## Exercise details
Pick out all lines in the listing holding the string "styled" and copy them.

+===+

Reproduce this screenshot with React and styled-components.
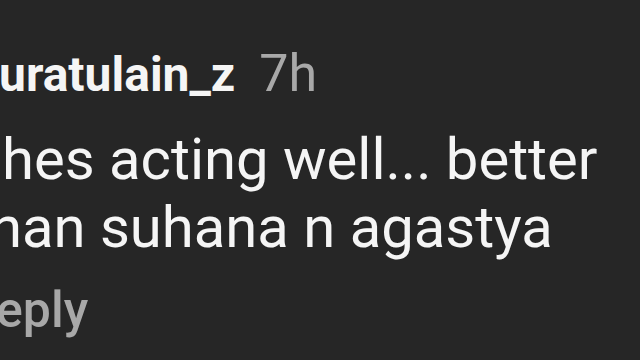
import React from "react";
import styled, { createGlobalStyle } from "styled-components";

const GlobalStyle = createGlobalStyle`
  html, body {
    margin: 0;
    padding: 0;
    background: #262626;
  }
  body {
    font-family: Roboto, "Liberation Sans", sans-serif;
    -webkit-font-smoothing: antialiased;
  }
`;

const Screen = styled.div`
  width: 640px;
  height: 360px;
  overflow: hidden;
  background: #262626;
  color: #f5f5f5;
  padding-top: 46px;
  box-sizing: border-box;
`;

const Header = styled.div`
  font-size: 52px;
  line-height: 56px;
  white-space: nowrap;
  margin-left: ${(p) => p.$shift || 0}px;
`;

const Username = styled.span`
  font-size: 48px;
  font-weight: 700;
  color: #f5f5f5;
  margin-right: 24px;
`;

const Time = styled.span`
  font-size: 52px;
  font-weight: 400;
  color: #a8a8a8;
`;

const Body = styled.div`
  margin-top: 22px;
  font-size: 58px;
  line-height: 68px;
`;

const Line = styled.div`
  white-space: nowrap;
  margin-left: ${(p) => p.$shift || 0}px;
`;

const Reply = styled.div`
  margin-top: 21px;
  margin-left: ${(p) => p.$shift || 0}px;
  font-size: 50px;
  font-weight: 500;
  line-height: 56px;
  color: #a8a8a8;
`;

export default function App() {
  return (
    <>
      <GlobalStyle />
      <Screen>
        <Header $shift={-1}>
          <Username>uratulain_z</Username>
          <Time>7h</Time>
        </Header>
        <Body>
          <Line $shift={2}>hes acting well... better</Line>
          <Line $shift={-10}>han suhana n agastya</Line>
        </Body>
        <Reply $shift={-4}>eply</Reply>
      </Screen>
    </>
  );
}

+===+

## Answer below
Reproduce this screenshot with React and styled-components.
import styled, { createGlobalStyle } from "styled-components";
const Screen = styled.div`
const Header = styled.div`
const Username = styled.span`
const Time = styled.span`
const Body = styled.div`
const Line = styled.div`
const Reply = styled.div`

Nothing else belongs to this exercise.